Filter the records for lines holding the string "this".

------------

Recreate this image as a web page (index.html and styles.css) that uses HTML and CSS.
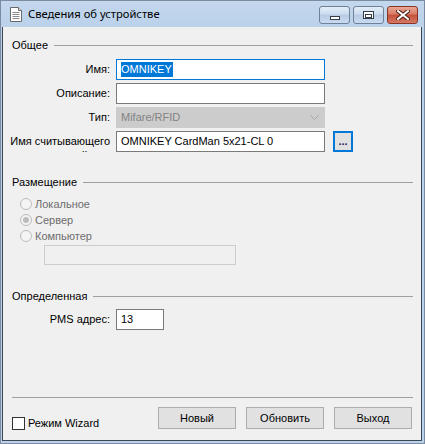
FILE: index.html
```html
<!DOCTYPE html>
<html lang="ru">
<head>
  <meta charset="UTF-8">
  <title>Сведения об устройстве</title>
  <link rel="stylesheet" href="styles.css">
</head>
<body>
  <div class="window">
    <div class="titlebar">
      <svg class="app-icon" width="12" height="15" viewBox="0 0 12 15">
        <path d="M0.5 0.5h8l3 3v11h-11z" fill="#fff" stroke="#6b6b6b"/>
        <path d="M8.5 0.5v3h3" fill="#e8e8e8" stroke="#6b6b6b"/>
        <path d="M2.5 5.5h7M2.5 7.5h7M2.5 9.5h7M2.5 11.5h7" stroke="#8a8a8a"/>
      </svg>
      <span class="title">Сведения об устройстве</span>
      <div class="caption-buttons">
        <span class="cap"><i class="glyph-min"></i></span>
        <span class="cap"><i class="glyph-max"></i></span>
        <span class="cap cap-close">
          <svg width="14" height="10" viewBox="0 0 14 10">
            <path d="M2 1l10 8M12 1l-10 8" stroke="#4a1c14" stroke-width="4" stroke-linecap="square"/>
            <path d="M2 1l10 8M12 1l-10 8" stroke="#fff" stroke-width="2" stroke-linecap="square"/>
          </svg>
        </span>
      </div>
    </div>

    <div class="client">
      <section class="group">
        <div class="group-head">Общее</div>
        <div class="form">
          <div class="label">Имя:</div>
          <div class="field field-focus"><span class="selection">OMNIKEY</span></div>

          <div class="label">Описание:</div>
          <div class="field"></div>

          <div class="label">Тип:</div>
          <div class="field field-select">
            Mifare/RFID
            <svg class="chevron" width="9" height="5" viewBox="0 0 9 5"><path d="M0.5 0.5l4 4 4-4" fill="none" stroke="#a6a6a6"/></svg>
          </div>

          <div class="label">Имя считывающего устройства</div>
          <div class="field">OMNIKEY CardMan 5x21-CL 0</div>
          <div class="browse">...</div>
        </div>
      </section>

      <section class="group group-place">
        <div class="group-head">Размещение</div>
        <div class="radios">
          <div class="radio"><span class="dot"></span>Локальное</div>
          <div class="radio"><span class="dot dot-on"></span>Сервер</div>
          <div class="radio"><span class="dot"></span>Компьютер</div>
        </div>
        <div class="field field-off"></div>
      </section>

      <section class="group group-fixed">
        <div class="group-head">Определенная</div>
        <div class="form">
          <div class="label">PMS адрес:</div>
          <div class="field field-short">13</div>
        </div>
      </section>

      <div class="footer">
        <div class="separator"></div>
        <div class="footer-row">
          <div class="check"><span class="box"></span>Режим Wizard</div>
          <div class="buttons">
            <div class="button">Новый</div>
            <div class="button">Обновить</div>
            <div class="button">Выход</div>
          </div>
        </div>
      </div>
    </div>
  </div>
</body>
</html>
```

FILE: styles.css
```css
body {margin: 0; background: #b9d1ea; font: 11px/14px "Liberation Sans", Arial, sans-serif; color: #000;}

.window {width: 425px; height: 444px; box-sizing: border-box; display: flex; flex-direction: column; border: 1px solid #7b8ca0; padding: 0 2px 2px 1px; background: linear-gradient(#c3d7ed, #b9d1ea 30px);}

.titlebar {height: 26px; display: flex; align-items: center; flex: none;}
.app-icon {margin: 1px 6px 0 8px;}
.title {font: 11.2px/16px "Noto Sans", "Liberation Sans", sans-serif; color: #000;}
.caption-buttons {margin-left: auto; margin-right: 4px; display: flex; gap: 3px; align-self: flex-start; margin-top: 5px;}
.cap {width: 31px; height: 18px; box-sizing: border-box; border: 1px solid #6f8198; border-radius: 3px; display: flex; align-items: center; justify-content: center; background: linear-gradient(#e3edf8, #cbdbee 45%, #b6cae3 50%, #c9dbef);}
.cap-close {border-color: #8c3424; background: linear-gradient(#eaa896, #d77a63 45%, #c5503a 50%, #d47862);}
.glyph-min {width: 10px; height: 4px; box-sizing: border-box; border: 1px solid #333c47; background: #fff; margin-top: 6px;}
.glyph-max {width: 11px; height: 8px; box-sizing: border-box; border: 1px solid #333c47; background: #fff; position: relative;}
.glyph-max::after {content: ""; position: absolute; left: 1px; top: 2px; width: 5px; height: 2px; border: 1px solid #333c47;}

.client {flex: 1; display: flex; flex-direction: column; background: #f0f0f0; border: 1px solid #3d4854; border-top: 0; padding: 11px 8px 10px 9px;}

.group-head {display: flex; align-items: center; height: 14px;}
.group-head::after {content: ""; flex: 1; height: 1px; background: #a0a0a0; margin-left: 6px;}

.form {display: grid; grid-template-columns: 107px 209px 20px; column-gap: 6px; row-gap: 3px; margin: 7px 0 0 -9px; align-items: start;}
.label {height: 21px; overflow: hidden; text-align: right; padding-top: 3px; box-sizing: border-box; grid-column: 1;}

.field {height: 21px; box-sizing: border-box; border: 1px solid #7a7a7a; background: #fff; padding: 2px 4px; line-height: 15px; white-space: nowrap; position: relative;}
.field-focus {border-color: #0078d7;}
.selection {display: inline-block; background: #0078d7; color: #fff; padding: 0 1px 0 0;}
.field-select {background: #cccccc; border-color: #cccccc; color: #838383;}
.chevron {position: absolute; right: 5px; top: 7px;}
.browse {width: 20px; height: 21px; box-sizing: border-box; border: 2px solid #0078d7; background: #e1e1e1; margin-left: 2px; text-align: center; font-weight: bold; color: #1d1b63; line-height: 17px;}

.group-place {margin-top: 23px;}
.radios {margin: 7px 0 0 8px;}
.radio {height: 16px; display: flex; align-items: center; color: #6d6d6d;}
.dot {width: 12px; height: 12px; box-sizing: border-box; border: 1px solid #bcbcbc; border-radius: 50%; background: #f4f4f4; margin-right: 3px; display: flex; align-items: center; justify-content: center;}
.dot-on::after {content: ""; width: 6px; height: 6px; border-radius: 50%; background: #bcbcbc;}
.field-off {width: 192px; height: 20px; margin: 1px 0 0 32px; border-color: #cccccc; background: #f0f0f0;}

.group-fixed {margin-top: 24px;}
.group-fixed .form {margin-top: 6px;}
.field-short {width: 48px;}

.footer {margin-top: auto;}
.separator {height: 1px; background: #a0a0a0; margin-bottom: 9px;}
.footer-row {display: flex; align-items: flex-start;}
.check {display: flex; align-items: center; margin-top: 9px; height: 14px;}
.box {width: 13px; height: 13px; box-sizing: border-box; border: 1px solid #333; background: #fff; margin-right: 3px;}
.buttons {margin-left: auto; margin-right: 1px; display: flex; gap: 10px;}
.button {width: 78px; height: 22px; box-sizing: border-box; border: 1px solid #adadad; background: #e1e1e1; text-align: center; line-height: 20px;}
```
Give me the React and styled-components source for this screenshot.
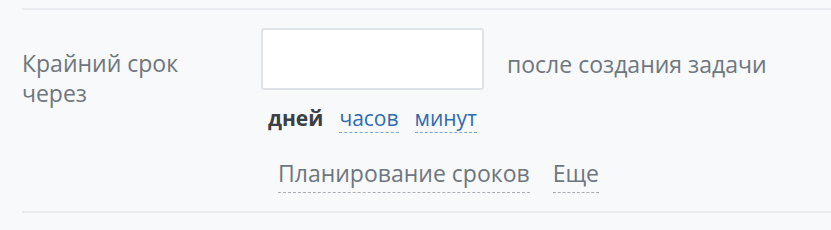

------------

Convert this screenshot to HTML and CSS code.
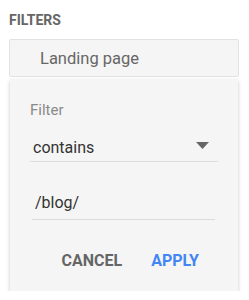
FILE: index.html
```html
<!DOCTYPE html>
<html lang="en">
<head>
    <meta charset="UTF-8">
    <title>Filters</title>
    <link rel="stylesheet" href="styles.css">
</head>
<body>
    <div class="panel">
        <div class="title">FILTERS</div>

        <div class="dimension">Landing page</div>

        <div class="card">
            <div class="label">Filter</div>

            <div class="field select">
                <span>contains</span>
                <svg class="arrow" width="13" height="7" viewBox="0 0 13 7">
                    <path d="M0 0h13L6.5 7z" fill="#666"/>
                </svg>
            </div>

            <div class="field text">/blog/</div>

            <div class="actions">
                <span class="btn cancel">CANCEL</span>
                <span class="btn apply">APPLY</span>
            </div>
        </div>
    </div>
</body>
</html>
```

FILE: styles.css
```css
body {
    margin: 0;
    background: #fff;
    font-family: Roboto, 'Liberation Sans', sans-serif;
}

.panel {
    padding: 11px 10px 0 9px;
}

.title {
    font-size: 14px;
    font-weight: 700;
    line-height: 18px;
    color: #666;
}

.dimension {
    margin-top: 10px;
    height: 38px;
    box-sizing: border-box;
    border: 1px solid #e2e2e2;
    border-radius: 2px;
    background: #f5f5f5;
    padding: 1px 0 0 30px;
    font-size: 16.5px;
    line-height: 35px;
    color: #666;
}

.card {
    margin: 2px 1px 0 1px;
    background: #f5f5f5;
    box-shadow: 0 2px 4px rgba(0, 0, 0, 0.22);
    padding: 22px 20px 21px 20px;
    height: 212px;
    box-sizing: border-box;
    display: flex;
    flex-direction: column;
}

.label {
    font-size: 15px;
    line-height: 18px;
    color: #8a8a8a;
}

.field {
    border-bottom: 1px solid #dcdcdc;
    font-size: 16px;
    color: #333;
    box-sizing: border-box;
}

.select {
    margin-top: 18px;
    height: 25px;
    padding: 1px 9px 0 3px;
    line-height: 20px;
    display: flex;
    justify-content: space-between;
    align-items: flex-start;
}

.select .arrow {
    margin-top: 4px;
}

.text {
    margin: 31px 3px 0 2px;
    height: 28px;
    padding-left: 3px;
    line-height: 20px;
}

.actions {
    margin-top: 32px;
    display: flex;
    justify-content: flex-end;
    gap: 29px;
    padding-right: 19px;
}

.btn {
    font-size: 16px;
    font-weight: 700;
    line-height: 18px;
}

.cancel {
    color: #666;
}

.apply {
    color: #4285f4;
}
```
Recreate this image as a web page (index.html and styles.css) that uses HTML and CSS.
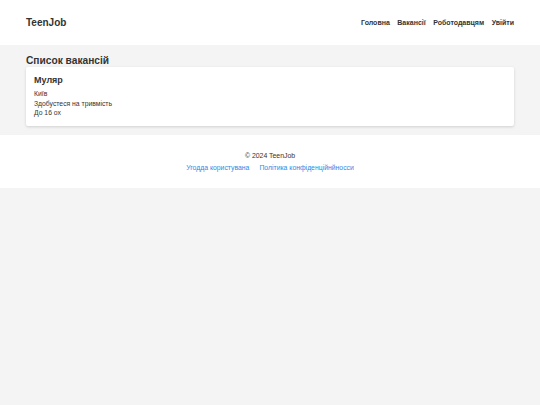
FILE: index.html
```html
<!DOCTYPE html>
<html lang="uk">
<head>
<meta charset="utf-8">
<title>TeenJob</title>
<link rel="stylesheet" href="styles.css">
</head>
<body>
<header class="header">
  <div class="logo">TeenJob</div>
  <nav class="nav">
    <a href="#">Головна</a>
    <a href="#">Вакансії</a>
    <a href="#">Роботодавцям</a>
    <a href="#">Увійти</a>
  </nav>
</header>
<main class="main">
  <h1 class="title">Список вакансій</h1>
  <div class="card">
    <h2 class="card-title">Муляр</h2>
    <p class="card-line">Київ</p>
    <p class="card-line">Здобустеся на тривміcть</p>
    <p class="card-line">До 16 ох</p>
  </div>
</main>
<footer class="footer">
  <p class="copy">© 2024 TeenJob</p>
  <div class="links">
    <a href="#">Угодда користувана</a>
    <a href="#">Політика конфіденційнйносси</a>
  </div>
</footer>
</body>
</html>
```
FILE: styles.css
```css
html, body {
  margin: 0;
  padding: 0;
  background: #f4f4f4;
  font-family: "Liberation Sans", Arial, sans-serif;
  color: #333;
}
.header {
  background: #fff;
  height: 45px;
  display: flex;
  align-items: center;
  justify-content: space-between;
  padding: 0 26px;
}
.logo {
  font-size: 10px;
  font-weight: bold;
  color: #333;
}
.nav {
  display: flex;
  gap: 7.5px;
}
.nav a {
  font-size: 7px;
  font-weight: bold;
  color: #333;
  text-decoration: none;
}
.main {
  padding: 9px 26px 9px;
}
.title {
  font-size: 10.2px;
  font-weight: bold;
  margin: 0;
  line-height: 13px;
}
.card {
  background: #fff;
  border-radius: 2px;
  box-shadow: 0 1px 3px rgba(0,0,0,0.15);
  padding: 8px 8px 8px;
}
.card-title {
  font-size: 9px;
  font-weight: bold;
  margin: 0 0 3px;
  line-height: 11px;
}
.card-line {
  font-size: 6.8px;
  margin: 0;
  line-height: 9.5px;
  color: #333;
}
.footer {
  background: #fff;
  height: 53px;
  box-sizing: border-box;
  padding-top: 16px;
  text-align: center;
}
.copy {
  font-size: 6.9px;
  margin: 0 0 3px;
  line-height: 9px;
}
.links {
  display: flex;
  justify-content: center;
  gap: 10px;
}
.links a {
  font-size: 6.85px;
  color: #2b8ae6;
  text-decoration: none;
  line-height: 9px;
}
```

------------

• Written solution:
Recreate this image as a web page (index.html and styles.css) that uses HTML and CSS.
Give me the React and styled-components source for this screenshot.
Convert this screenshot to HTML and CSS code.
Recreate this image as a web page (index.html and styles.css) that uses HTML and CSS.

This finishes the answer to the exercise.